→ WORK TO DO: Lines containing the word "this" should be extracted in full.

→ GIVEN DATA:
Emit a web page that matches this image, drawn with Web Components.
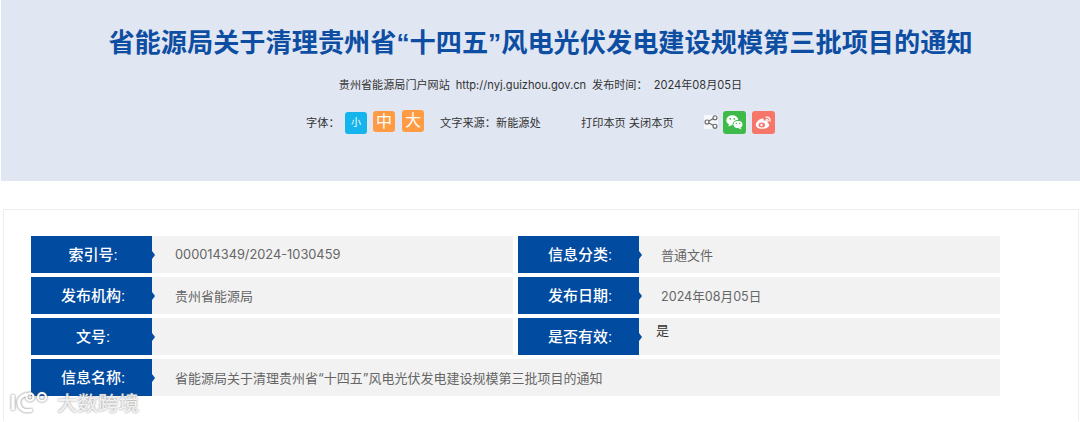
<!DOCTYPE html>
<html lang="zh-CN"><head><meta charset="utf-8"><title>通知</title>
<style>
html,body{margin:0;padding:0;background:#fff;height:422px;overflow:hidden;font-family:"Liberation Sans","Noto Sans CJK SC",sans-serif}
</style></head><body>
<notice-header>
  <span slot="title">省能源局关于清理贵州省“十四五”风电光伏发电建设规模第三批项目的通知</span>
</notice-header>
<info-card>
  <info-row label="索引号:" style="--p:23px;--s:12.8px">000014349/2024-1030459</info-row>
  <info-row label="信息分类:">普通文件</info-row>
  <info-row label="发布机构:" style="--p:23px">贵州省能源局</info-row>
  <info-row label="发布日期:" style="--s:12.6px">2024年08月05日</info-row>
  <info-row label="文号:"></info-row>
  <info-row label="是否有效:" top dark>是</info-row>
  <info-row label="信息名称:" wide style="--p:23px">省能源局关于清理贵州省“十四五”风电光伏发电建设规模第三批项目的通知</info-row>
</info-card>
<water-mark></water-mark>
<script>
function def(name,html,attrs){
  customElements.define(name,class extends HTMLElement{
    constructor(){super();this.attachShadow({mode:'open'}).innerHTML=typeof html==='function'?html(this):html;}
  });
}
def('size-btn',`<style>:host{display:inline-flex;align-items:center;justify-content:center;width:22px;height:var(--h,21px);border-radius:3px;background:var(--b,#ff9b43);color:#fff;font-size:var(--f,16px);line-height:1}</style><slot></slot>`);
def('notice-header',`<style>
:host{display:flex;flex-direction:column;align-items:center;margin-left:1px;height:181px;background:#e0e6f2;color:#333;box-sizing:border-box;padding-top:26px}
h1{margin:0;font-size:26.2px;line-height:34px;font-weight:700;color:#0d4ea3;white-space:nowrap}
.meta{margin-top:17px;font-family:Inter,"Noto Sans CJK SC",sans-serif;font-size:11.1px;line-height:16px;display:flex;gap:6px;white-space:pre;color:#333}
.tools{margin-top:17px;display:flex;align-items:center;font-size:11.2px;height:24px;width:471px;padding-left:1px;box-sizing:border-box;color:#333;white-space:pre}
svg{display:block}
</style>
<h1><slot name="title"></slot></h1>
<div class="meta"><span>贵州省能源局门户网站</span><span>http://nyj.guizhou.gov.cn</span><span>发布时间：  2024年08月05日</span></div>
<div class="tools">
<span style="width:39px">字体：</span>
<size-btn style="--b:#16b4ec;--f:10px;--h:22px;margin-top:2px;margin-right:6px">小</size-btn>
<size-btn style="margin-top:-1px;margin-right:7px">中</size-btn>
<size-btn style="--h:22px;margin-top:-2px;margin-right:16px">大</size-btn>
<span style="width:141px">文字来源：新能源处</span>
<span style="width:123px">打印本页 关闭本页</span>
<svg width="14" height="14" viewBox="0 0 14 14" style="margin-top:-1px;margin-right:5px" fill="none" stroke="#666" stroke-width="1.1"><rect width="14" height="14" fill="#f6f7fa" stroke="none"/><circle cx="3" cy="7" r="2"/><circle cx="11" cy="2.8" r="2"/><circle cx="11" cy="11.2" r="2"/><path d="M4.8 6 9.2 3.8M4.8 8 9.2 10.2"/></svg>
<svg width="23" height="23" viewBox="0 0 23 23" style="margin-right:6px"><rect width="23" height="23" rx="3" fill="#3dba4a"/><ellipse cx="9.3" cy="9.3" rx="6" ry="5" fill="#fff"/><path d="M6 13l-.6 2.6L9 14z" fill="#fff"/><ellipse cx="15" cy="13.5" rx="5" ry="4.2" fill="#fff" stroke="#3dba4a" stroke-width="1"/><path d="M17.5 16.5l1 2-3-1.3z" fill="#fff"/><circle cx="7.3" cy="7.8" r=".9" fill="#3dba4a"/><circle cx="11.3" cy="7.8" r=".9" fill="#3dba4a"/><circle cx="13.3" cy="12.5" r=".7" fill="#3dba4a"/><circle cx="16.7" cy="12.5" r=".7" fill="#3dba4a"/></svg>
<svg width="23" height="23" viewBox="0 0 23 23"><rect width="23" height="23" rx="3" fill="#f6766a"/><path d="M10 17.8c-3.6 0-6.2-1.7-6.2-4.1 0-2.5 3.8-6.3 6.4-6.3 1.4 0 1.7 1 1.3 2.4 2-.8 4.3-.8 4.3 1 0 .5-.1.8-.3 1.1 1 .3 1.7 1 1.7 2 0 2-3 3.9-7.2 3.9z" fill="#fff"/><ellipse cx="9.8" cy="14" rx="3.3" ry="2.5" fill="#f6766a"/><circle cx="9.5" cy="14" r="1.2" fill="#fff"/><path d="M14 6.2c2.5-.6 4.7 1.5 4.1 4M14.3 8.3c1.2-.2 2 .6 1.8 1.8" stroke="#fff" stroke-width="1.2" fill="none" stroke-linecap="round"/></svg>
</div>`);
def('info-card',`<style>
:host{display:block;margin:28px 1px 0 3px;border:1px solid #eeeeee;border-bottom:0;padding:26px 0 0 27px;height:212px;box-sizing:border-box}
.g{display:grid;grid-template-columns:482px 482px;column-gap:5px;row-gap:4px;grid-auto-rows:37px}
</style><div class="g"><slot></slot></div>`);
def('info-row',el=>{
  const wide=el.hasAttribute('wide'),top=el.hasAttribute('top');
  return `<style>
:host{display:flex;background:#f2f2f2;${wide?'grid-column:1 / -1;':''}font-family:Inter,"Noto Sans CJK SC",sans-serif;font-size:var(--s,13px);color:#666;min-width:0}
.l{position:relative;flex:none;width:121px;background:#014ba0;color:#fff;font-family:"Liberation Sans","Noto Sans CJK SC",sans-serif;font-weight:500;font-size:15px;display:flex;align-items:center;justify-content:center;padding:0 0 2px 3px;box-sizing:border-box}
.l::after{content:"";position:absolute;right:-3px;top:50%;margin-top:-4px;border-left:3px solid #014ba0;border-top:4px solid transparent;border-bottom:4px solid transparent}
.v{padding-left:var(--p,22px);display:flex;align-items:center;white-space:nowrap;padding-bottom:1px}
.t{padding-left:17px;align-items:flex-start;padding-top:2px;color:#333}
</style><div class="l">${el.getAttribute('label')}</div><div class="v${top?' t':''}"><slot></slot></div>`;
});
def('water-mark',`<style>
:host{position:absolute;left:10px;top:390px;display:flex;align-items:center;color:rgba(255,255,255,.85);font-family:"Noto Sans CJK SC",sans-serif;font-weight:500;font-size:20.5px;line-height:24px;text-shadow:0 0 2px rgba(100,100,100,.8);gap:9px}
svg{display:block;filter:drop-shadow(0 0 1.2px rgba(90,90,90,.9))}
</style><svg width="38" height="24" viewBox="0 0 38 24" fill="none" stroke="#fff" stroke-width="3.4"><path d="M3 5v15"/><path d="M17 4c-6 2-9 6-8 10 1 6 7 8 13 6"/><circle cx="20" cy="7" r="3.6" stroke-width="2.2"/><circle cx="32" cy="7" r="4" stroke-width="2.2"/></svg><span>大数跨境</span>`);
</script>
</body></html>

→ FULL SOLUTION:
Emit a web page that matches this image, drawn with Web Components.
    constructor(){super();this.attachShadow({mode:'open'}).innerHTML=typeof html==='function'?html(this):html;}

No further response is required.